With members of the House Financial Services Committee gathering in Washington DC Tuesday to mark-up Congressman Barney Frank’s latest legislative proposal to legalise US online gambling, the New York Times carried a review of the pastime and the contrasting attitudes in America and Europe.
The article suggests that yawning gaps in national budgets in Europe have been an added persuasive influence in liberalising markets formerly dominated by state gambling monopolies.
Other influences are the European Union’s insistence on free movement of goods and services between member nations, and the determination of punters to give their business to internet companies that best meet their needs.
The article looks at the evolution of gambling attitudes in America and Europe, pointing out that in the latter as public finances worsen, governments are trying to bring a once-shadowy business into the mainstream of Europe’s digital economy, where it can be regulated and taxed.
“What’s happened is a realisation that you can’t uninvent the Internet,” said David Trunkfield, a consultant at professional business services firm PricewaterhouseCoopers. “People are gaming online. You either try to regulate and tax it, or people are going to go to the offshore operators, where you don’t get any revenue.”
The piece especially notes the significant changes in Denmark, Greece, Italy and France, noting that France, which only four years ago jailed the top executives of an Austrian Internet gambling company, Bwin, when they visited the country, last month permitted private companies including Bwin to start taking bets online, in competition with state owned gambling sites.
Denmark approved legislation in June authorising a similar shift, and Greece plans within weeks to introduce a bill legalising online gambling.
Others considering liberalisation include Switzerland, Spain and Germany, the New York Times notes, opining that these nations are all following Great Britain, which in 2005 became the first major country in Europe to confer respectability on the business, and Italy, which has been phasing in legalised Internet betting over the past three years.
“Europe has grown into the biggest online gambling market in the world, accounting for an estimated $12.5 billion of the industry’s $29.3 billion total revenue this year, according to H2 Gambling Capital, a consulting firm,” the author avers. “If all of that activity were taxed, it could potentially raise billions every year, though the exact amount is hard to predict, given uncertainty over the tax rates that might be applied.”

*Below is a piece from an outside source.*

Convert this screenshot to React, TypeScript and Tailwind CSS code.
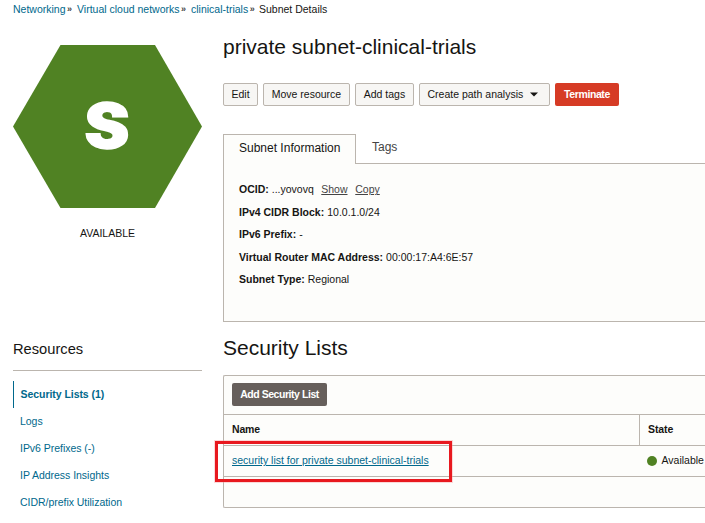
import React from "react";

function Crumb({ label, width }: { label: string; width: string }) {
  return (
    <span className={`flex items-center gap-[1.5px] text-[#00688c] ${width}`}>
      <span>{label}</span>
      <b className="pt-px text-[9px] text-[#444]">»</b>
    </span>
  );
}

function Crumbs() {
  return (
    <nav className="flex h-[18px] items-center pt-px pl-[13px] text-[10.5px] whitespace-nowrap">
      <Crumb label="Networking" width="w-[64px]" />
      <Crumb label="Virtual cloud networks" width="w-[114px]" />
      <Crumb label="clinical-trials" width="w-[68px]" />
      <span>Subnet Details</span>
    </nav>
  );
}

function Button({ label, width }: { label: string; width: string }) {
  return (
    <button className={`h-[23px] shrink-0 rounded-[2px] border border-[#bbb5ae] bg-[#f7f6f4] whitespace-nowrap ${width}`}>
      {label}
    </button>
  );
}

function Field({ label, value }: { label: string; value: React.ReactNode }) {
  return (
    <div className="flex h-[22.5px] items-center whitespace-nowrap">
      <b className="mr-[3px] font-bold">{label}</b>
      {value}
    </div>
  );
}

function Sidebar() {
  const links = ["Logs", "IPv6 Prefixes (-)", "IP Address Insights", "CIDR/prefix Utilization"];
  return (
    <aside className="flex w-[189px] shrink-0 flex-col">
      <svg className="mt-[27px] h-[163px] w-[189px]" viewBox="0 0 189 163">
        <path d="M47.5 0H142L189 81.5L142 163H47.5L0 81.5Z" fill="#508223" />
        <text
          transform="translate(94.3 103.2) scale(1.04 1)"
          textAnchor="middle"
          fill="#fff"
          stroke="#fff"
          strokeWidth="1.5"
          fontFamily="Roboto, sans-serif"
          fontWeight="900"
          fontSize="85"
        >
          s
        </text>
      </svg>
      <div className="mt-[17px] h-[16px] text-center leading-[16px]">AVAILABLE</div>
      <h2 className="mt-[97px] h-[22px] text-[14.7px] leading-[22px]">Resources</h2>
      <div className="mt-[10px] h-px bg-[#bbb5ae]" />
      <ul className="mt-[10px] text-[#00688c]">
        <li className="flex h-[27px] items-center border-l border-[#00688c] pl-[6.5px] font-bold tracking-[-0.05px]">Security Lists (1)</li>
        {links.map((l) => (
          <li key={l} className="flex h-[27px] items-center pl-[7px] tracking-[-0.03px]">{l}</li>
        ))}
      </ul>
    </aside>
  );
}

export default function App() {
  return (
    <div className="relative h-[523px] w-[705px] overflow-hidden bg-white font-['Liberation_Sans',Arial,sans-serif] text-[10.5px] text-[#161513]">
      <Crumbs />
      <div className="flex pl-[13px]">
        <Sidebar />
        <main className="ml-[21px] flex min-w-0 flex-1 flex-col">
          <h1 className="mt-[16px] h-[26px] text-[21px] leading-[26px] whitespace-nowrap">private subnet-clinical-trials</h1>
          <div className="mt-[23px] flex gap-[5px]">
            <Button label="Edit" width="w-[35px]" />
            <Button label="Move resource" width="w-[87px]" />
            <Button label="Add tags" width="w-[59px]" />
            <button className="flex h-[23px] w-[131px] items-center rounded-[2px] border border-[#bbb5ae] bg-[#f7f6f4] pl-[7.5px] whitespace-nowrap">
              Create path analysis
              <svg className="ml-[7px] h-[5px] w-[8px]" viewBox="0 0 8 5"><path d="M0 .5H8L4 4.5Z" fill="#161513" /></svg>
            </button>
            <button className="h-[23px] w-[64px] rounded-[2px] bg-[#d63b25] font-bold tracking-[-0.4px] text-white">Terminate</button>
          </div>
          <div className="mt-[28px] flex h-[30px] text-[12px]">
            <div className="relative z-10 flex h-[30px] w-[133px] items-center border-x border-t border-[#bbb5ae] bg-[#fdfdfb] pb-[3px] pl-[15px] whitespace-nowrap">Subnet Information</div>
            <div className="pt-[3px] pl-[16px] leading-[20px] text-[#444]">Tags</div>
          </div>
          <section className="-mt-px h-[159px] border-y border-l border-[#bbb5ae] bg-[#fdfdfb] pt-[15px] pl-[15px]">
            <Field
              label="OCID:"
              value={<><span className="w-[49.5px]">...yovovq</span><u className="w-[34px] text-[#444] underline-offset-1">Show</u><u className="text-[#444] underline-offset-1">Copy</u></>}
            />
            <Field label="IPv4 CIDR Block:" value="10.0.1.0/24" />
            <Field label="IPv6 Prefix:" value="-" />
            <Field label="Virtual Router MAC Address:" value="00:00:17:A4:6E:57" />
            <Field label="Subnet Type:" value="Regional" />
          </section>
          <h2 className="mt-[13px] h-[26px] text-[21px] leading-[26px]">Security Lists</h2>
          <section className="mt-[14px] h-[133px] rounded-l-[2px] border-y border-l border-[#bbb5ae] bg-[#fdfdfb]">
            <div className="h-[38px] pt-[7px] pl-[8px]">
              <button className="h-[23px] w-[95px] rounded-[2px] bg-[#665f5b] font-bold tracking-[-0.45px] whitespace-nowrap text-white">Add Security List</button>
            </div>
            <div className="flex h-[31px] items-center border-t border-[#bbb5ae] font-bold">
              <span className="w-[415px] pl-[8px] tracking-[-0.2px]">Name</span>
              <span className="flex h-[30px] flex-1 items-center border-l border-[#bbb5ae] pl-[8px] tracking-[-0.1px]">State</span>
            </div>
            <div className="flex h-[32px] items-center border-y border-[#bbb5ae]">
              <span className="w-[415px] pl-[8px] text-[#00688c] underline underline-offset-1">security list for private subnet-clinical-trials</span>
              <span className="flex items-center pl-[8px]"><i className="mr-[4.5px] size-[10px] rounded-full bg-[#508223]" />Available</span>
            </div>
          </section>
        </main>
      </div>
      <div className="absolute top-[441px] left-[215px] h-[41px] w-[237px] border-[3px] border-[#e8191f] outline outline-[#f7a0a2]/40" />
    </div>
  );
}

The article contrasts this progressive attitude with the situation pertaining in the United States, where federal govenment attempts to stifle most online gambling continue, although it remains a popular past time with US players.
It covers the UIGEA and HR2267, the latest attempt by Congressman Barney Frank to legalise and regulate internet gambling, along with intrastate efforts in Florida, California and New Jersey to permit online gambling, and the latest developments among Canadian provinces to benefit from a regulatory approach.
“I think the penny has dropped,” Simon Holliday, an analyst at H2 Gambling Capital told the New York Times with reference to the more enlightened European approach. “They deregulate a little bit, like what happens and deregulate more. The governments get more addicted to the tax than the players to the games.”
“France, which started allowing private companies to offer online sports betting just in time for the World Cup soccer tournament, said that in the first month gamblers opened more than 1.2 million new accounts, betting Euro 83 million, on licensed sites. That was nearly twice as much as the amount legally wagered online in the comparable period a year earlier, when state-run betting sites were the only option. As of this month, those numbers should rise further, with the start of legal online poker.”